Note that $c:=\left(\frac{r}{\sigma}-\frac{1}{2}\sigma\right)$ and $E\left(1_A\right)=P(A)$.

So one computes the European option price as the discounted payoff expectation: $$C=e^{-rT}E\left(1_{\tau\leq T}\right)=e^{-rT}P(\tau\leq T).$$

The option price equals the discounted probability of the hitting time.
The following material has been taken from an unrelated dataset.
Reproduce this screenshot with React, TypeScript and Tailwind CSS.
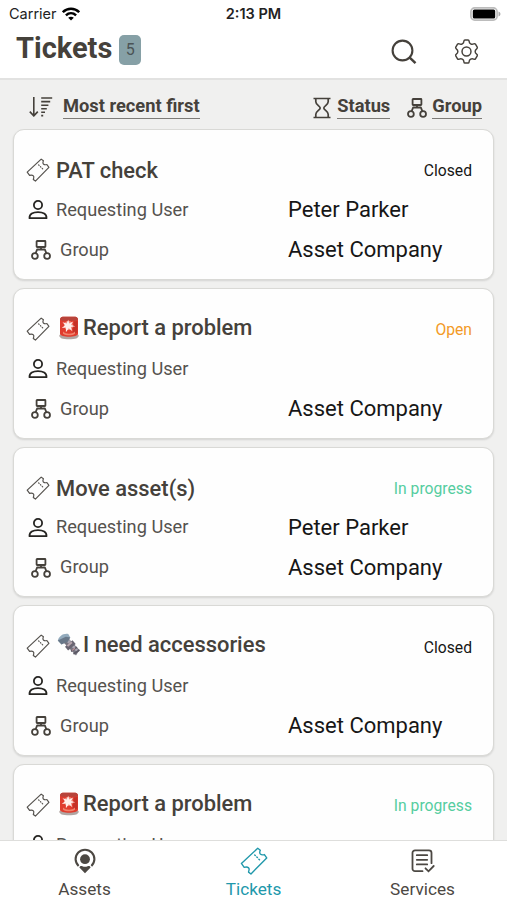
import React from 'react';

interface IconProps {
  className?: string;
}

const TicketIcon: React.FC<IconProps> = ({ className = '' }) => (
  <svg className={className} viewBox="0 0 24 24" fill="none" stroke="currentColor" strokeWidth="1.2" strokeLinejoin="round" strokeLinecap="round">
    <path d="M15.2 1.1 1.2 14.1 3.6 17.4C5 17 6.2 16.8 7.4 17.9 8.5 19 7.4 20.4 7.3 21.5L9.4 23.1 22.9 9.4 20.9 6.5C19.6 6.9 18.5 7 17.4 6 16.4 4.9 17 3.8 17.4 2.8Z" />
    <path d="M12.6 6.8l.5.5M14.4 8.6l.5.5M16.2 10.4l.5.5" />
  </svg>
);

const UserIcon: React.FC<IconProps> = ({ className = '' }) => (
  <svg className={className} viewBox="0 0 20 20" fill="none" stroke="currentColor" strokeWidth="1.8" strokeLinejoin="round">
    <circle cx="10" cy="5" r="4.1" />
    <path d="M1.5 18.1C1.3 14.1 5 12.1 10 12.1s8.700 2 8.500 6Z" />
  </svg>
);

const GroupIcon: React.FC<IconProps> = ({ className = '' }) => (
  <svg className={className} viewBox="0 0 20 20" fill="none" stroke="currentColor" strokeWidth="1.800" strokeLinejoin="round">
    <rect x="5.600" y="1" width="8.800" height="6" rx="0.500" />
    <path d="M10 7v2.500M4.600 13.300l1.500-3.800h7.800l1.500 3.800" />
    <circle cx="3.900" cy="16" r="2.900" />
    <circle cx="16.100" cy="16" r="2.900" />
  </svg>
);

const HourglassIcon: React.FC<IconProps> = ({ className = '' }) => (
  <svg className={className} viewBox="0 0 18 22" fill="none" stroke="currentColor" strokeWidth="1.700">
    <path d="M.5 1.500h17M.5 20.500h17M2.800 1.500v3.200c0 3 4.400 4.400 4.400 6.300s-4.400 3.300-4.400 6.300v3.200M15.200 1.500v3.200c0 3-4.400 4.400-4.400 6.300s4.400 3.300 4.400 6.300v3.200" />
  </svg>
);

const SortIcon: React.FC<IconProps> = ({ className = '' }) => (
  <svg className={className} viewBox="0 0 24 20" fill="none" stroke="currentColor" strokeWidth="1.600">
    <path d="M4.800 0v18.500M.8 14.600l4 4.300 4-4.300" />
    <path d="M12.200 1h11M12.200 4.600h9M12.200 8.200h7.200M12.200 11.800h5.600M12.200 15.200h3.800M12.200 18.600h2" />
  </svg>
);

const SearchIcon: React.FC<IconProps> = ({ className = '' }) => (
  <svg className={className} viewBox="0 0 26 26" fill="none" stroke="currentColor" strokeWidth="2.100">
    <circle cx="11.500" cy="11.500" r="9.900" />
    <path d="M18.200 18.200l6.300 6" strokeWidth="2.500" />
  </svg>
);

const GearIcon: React.FC<IconProps> = ({ className = '' }) => (
  <svg className={className} viewBox="0 0 24 24" fill="none" stroke="currentColor" strokeWidth="1.400" strokeLinejoin="round">
    <path d="M10.500.9h3c.7 0 .9.500 1 1.200.1 1.400.6 2 1.500 2.500s1.700.6 2.900.1c.7-.3 1.300-.3 1.700.3l1.700 2.900c.4.700.1 1.100-.5 1.500-1.100.8-1.500 1.600-1.500 2.600s.4 1.800 1.500 2.600c.6.400.9.800.5 1.500l-1.700 2.900c-.4.600-1 .6-1.700.3-1.200-.5-2-.4-2.900.1s-1.400 1.100-1.500 2.500c-.1.700-.3 1.200-1 1.200h-3c-.7 0-.9-.5-1-1.200-.1-1.400-.6-2-1.500-2.500s-1.700-.6-2.900-.1c-.7.300-1.300.3-1.700-.3l-1.700-2.900c-.4-.7-.1-1.100.5-1.500 1.100-.8 1.500-1.600 1.500-2.600s-.4-1.800-1.500-2.600c-.6-.4-.9-.8-.5-1.500L3.400 5c.4-.6 1-.6 1.700-.3 1.200.5 2 .4 2.900-.1s1.400-1.100 1.500-2.500c.1-.7.300-1.200 1-1.200Z" />
    <circle cx="12" cy="12" r="4.300" />
  </svg>
);

const WifiIcon: React.FC<IconProps> = ({ className = '' }) => (
  <svg className={className} viewBox="0 0 18 14" fill="none" stroke="currentColor" strokeWidth="2.500">
    <path d="M.8 5.200C5.500.6 12.500.6 17.200 5.200M3.900 8.300c3-2.800 7.200-2.800 10.200 0" />
    <path d="M9 13.600 6.200 10.800c1.600-1.400 4-1.400 5.600 0Z" fill="currentColor" stroke="none" />
  </svg>
);

const BatteryIcon: React.FC<IconProps> = ({ className = '' }) => (
  <svg className={className} viewBox="0 0 31 14">
    <rect x=".9" y=".9" width="26.200" height="12.200" rx="3.800" fill="#fff" stroke="#bcbcbc" strokeWidth="1.700" />
    <rect x="2.800" y="2.500" width="22.400" height="9" rx="1.600" fill="#000" />
    <path d="M28.500 4.500c2.600 1 2.600 4 0 5Z" fill="#aaa" />
  </svg>
);

const PinIcon: React.FC<IconProps> = ({ className = '' }) => (
  <svg className={className} viewBox="0 0 22 26" fill="currentColor">
    <path d="M4.600 18A9.400 9.400 0 1 1 17.400 18" fill="none" stroke="currentColor" strokeWidth="2.100" />
    <circle cx="11" cy="11.200" r="4.900" />
    <path d="M5.400 19.400c.6-1.800 2-1.700 3-1.200 1.700.7 3.500.7 5.200 0 1-.5 2.400-.6 3 1.200L11 25.300Z" />
  </svg>
);

const ServicesIcon: React.FC<IconProps> = ({ className = '' }) => (
  <svg className={className} viewBox="0 0 24 24" fill="none" stroke="currentColor" strokeWidth="1.800" strokeLinecap="round">
    <path d="M11.500 22.200H4a2.500 2.500 0 0 1-2.500-2.500V3.800A2.500 2.500 0 0 1 4 1.300h14a2.500 2.500 0 0 1 2.500 2.500v10.400" />
    <path d="M5.800 6.200h10.400M5.800 10.800h10.400M5.800 15.400h10.400M14.500 19.300l3 3 5.200-5.300" />
  </svg>
);

const SirenEmoji = () => (
  <svg className="h-6 w-5" viewBox="0 0 20 24">
    <path d="M1.500 18.500h17c1.200 0 1.500 1 1 2l-1.500 1.800c-4.500 1.300-11.500 1.300-16 0L.5 20.500c-.5-1-.2-2 1-2Z" fill="#b1a5a2" />
    <path d="M1 3.500C1 1.200 3 .7 5 .7h10c2 0 4 .5 4 2.800v14.200c0 4-18 4-18 0Z" fill="#e03c2e" />
    <path d="M1 3.500C1 1.200 3 .7 5 .7h10c2 0 4 .5 4 2.800l-2 1.200H3Z" fill="#b8433a" />
    <path d="M15 5.500l3.500-.5v11.500l-5 1.500Z" fill="#c53127" />
    <path d="M4 15.500c3 3 9 3 12 0v2.300c-3 2-9 2-12 0Z" fill="#f1826c" />
    <circle cx="9.500" cy="9.500" r="4.500" fill="#f28b7c" />
    <path d="M9.200 3.800l1 3.800 4-2.200-2.200 3.600 4.300 1.200-4.500.8 1.600 4.300-3.600-3-2.900 3.900v-4.600l-4.200.3 3.500-2.600L3.500 6.200l4.200 1.400Z" fill="#ffefeb" />
  </svg>
);

const BoltEmoji = () => (
  <svg className="h-6 w-6" viewBox="0 0 24 24">
    <path d="M7 10l4-5 11.500 12-3.500 5.500Z" fill="#777580" />
    <path d="M9.500 8.500l2.500-2 9.500 11-1.200 2Z" fill="#aaa6b3" />
    <path d="M.8 7.500C2 3.300 6 .2 11.300 1l2 3.500L4.500 11.500Z" fill="#93abbd" />
    <path d="M.8 7.500l8-3.700 4.500.7-2.500 4.200-6.300 2.800Z" fill="#697889" />
    <path d="M8 13.800l7.500-6.500 3.200 3.600-7.600 6.600Z" fill="#686471" />
    <path d="M9.800 12.300l4.500-3.800 1.200 1.500-4.400 3.700Z" fill="#b9a7af" />
    <path d="M14 18.300l6-4.200M16.500 21l6-4" stroke="#5a5864" strokeWidth="1.600" />
    <path d="M15 17.500l3-2.200" stroke="#b58d94" strokeWidth="1.300" />
  </svg>
);

type TicketStatus = 'Closed' | 'Open' | 'In progress';

interface Ticket {
  id: number;
  title: string;
  status: TicketStatus;
  emoji?: React.ReactNode;
  user?: string;
  group?: string;
}

const tickets: Ticket[] = [
  { id: 1, title: 'PAT check', status: 'Closed', user: 'Peter Parker', group: 'Asset Company' },
  { id: 2, title: 'Report a problem', status: 'Open', emoji: <SirenEmoji />, group: 'Asset Company' },
  { id: 3, title: 'Move asset(s)', status: 'In progress', user: 'Peter Parker', group: 'Asset Company' },
  { id: 4, title: 'I need accessories', status: 'Closed', emoji: <BoltEmoji />, group: 'Asset Company' },
  { id: 5, title: 'Report a problem', status: 'In progress', emoji: <SirenEmoji />, group: 'Asset Company' },
];

const statusClasses = {
  Closed: 'text-[#161616]',
  Open: 'text-[#f39a26]',
  'In progress': 'text-[#55cda0]',
};

const TicketCard: React.FC<{ ticket: Ticket }> = ({ ticket }) => (
  <article className="h-[150.8px] shrink-0 rounded-[11px] border border-[#d9d9d6] bg-[#fefefe] pt-5 pr-[21px] pl-[12px] shadow-[0_1px_2px_rgba(0,0,0,0.12)]">
    <div className="flex h-10 items-center">
      <TicketIcon className="size-6 text-[#55524e]" />
      <h2 className={`ml-[6px] flex items-center text-[21.9px] leading-none font-medium text-[#45413b] ${ticket.emoji ? 'pb-[2px]' : 'pt-[2px]'}`}>
        {ticket.emoji && <span className="mr-[2px] flex w-[25px] justify-center">{ticket.emoji}</span>}
        {ticket.title}
      </h2>
      <span className={`ml-auto pt-[2px] text-[15.7px] ${statusClasses[ticket.status]}`}>{ticket.status}</span>
    </div>
    <div className="flex h-10 items-center text-[#55524e]">
      <UserIcon className="ml-[2px] size-5 text-[#262522]" />
      <span className="ml-2 w-[232px] pb-px text-[18.2px]">Requesting User</span>
      <span className="text-[22px] leading-7 text-[#161616]">{ticket.user}</span>
    </div>
    <div className="flex h-10 items-center text-[#55524e]">
      <GroupIcon className="ml-[5px] size-5 text-[#45413b]" />
      <span className="ml-[9px] w-[228px] pb-px text-[18.2px]">Group</span>
      <span className="text-[22px] leading-7 text-[#161616]">{ticket.group}</span>
    </div>
  </article>
);

const StatusBar = () => (
  <div className="grid h-7 grid-cols-3 items-center pr-[6px] pl-[9px] font-['Inter',sans-serif] text-[14.5px] text-[#222]">
    <div className="flex items-center gap-[5px]">
      <span>Carrier</span>
      <WifiIcon className="h-[14px] w-[18px] text-black" />
    </div>
    <span className="pr-[3px] text-center font-semibold">2:13 PM</span>
    <BatteryIcon className="h-[14px] w-[31px] justify-self-end" />
  </div>
);

interface TabProps {
  label: string;
  icon: React.ReactNode;
  active?: boolean;
}

const Tab: React.FC<TabProps> = ({ label, icon, active = false }) => (
  <button className={`flex flex-col items-center pt-[3px] text-[17.2px] leading-6 ${active ? 'text-[#2198ab]' : 'text-[#4c4843]'}`}>
    <span className="flex h-[33px] items-center">{icon}</span>
    {label}
  </button>
);

export default function App() {
  return (
    <div className="flex h-[900px] w-[507px] flex-col overflow-hidden bg-[#f0f0ef] font-['Roboto',sans-serif] text-[#45413b]">
      <header className="h-20 shrink-0 border-b-2 border-[#e2e2e1] bg-white">
        <StatusBar />
        <div className="flex items-start pr-[28px] pl-4">
          <h1 className="mt-[2px] text-[29px] leading-9 font-bold">Tickets</h1>
          <span className="mt-[7px] ml-[7px] flex h-[30px] w-[22px] items-center justify-center rounded-[5px] bg-[#86a0a6] text-base text-[#4b5355]">5</span>
          <SearchIcon className="mt-[11px] ml-auto size-[26px]" />
          <GearIcon className="mt-[11px] ml-[37px] size-[25px]" />
        </div>
      </header>

      <div className="flex h-[49px] shrink-0 items-start pt-[13px] pr-[25px] pl-[29px] text-[18.3px] leading-[25px] font-bold">
        <SortIcon className="mt-1 h-5 w-6" />
        <span className="ml-[10px] border-b-[1.5px] border-[#7d7b77]">Most recent first</span>
        <HourglassIcon className="mt-1 ml-auto h-[22px] w-[18px]" />
        <span className="ml-[6px] border-b-[1.5px] border-[#7d7b77]">Status</span>
        <GroupIcon className="mt-[5px] ml-[17px] size-5" />
        <span className="ml-[5px] border-b-[1.5px] border-[#7d7b77]">Group</span>
      </div>

      <main className="flex min-h-0 flex-1 flex-col gap-2 overflow-hidden px-[13px]">
        {tickets.map((ticket) => (
          <TicketCard key={ticket.id} ticket={ticket} />
        ))}
      </main>

      <nav className="grid h-[60px] shrink-0 grid-cols-3 border-t border-[#dededc] bg-white">
        <Tab label="Assets" icon={<PinIcon className="h-[26px] w-[22px]" />} />
        <Tab label="Tickets" icon={<TicketIcon className="size-7" />} active />
        <Tab label="Services" icon={<ServicesIcon className="size-6" />} />
      </nav>
    </div>
  );
}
If the option is of American type, the discount factor becomes stochastic:

$$C=E\left(e^{-r\tau}1_{\tau\leq T}\right)=\int_0^T e^{-r\tau}\,f(\tau)\,d\tau$$

The expression can also be calculated by Laplace transform.

Answer 3

If you assume the payoff is paid at time T, you just have to compute P(tau < T). In this case, you have everything you need to do it. If the payoff is paid at time tau, you need to compute the density of the stopping time.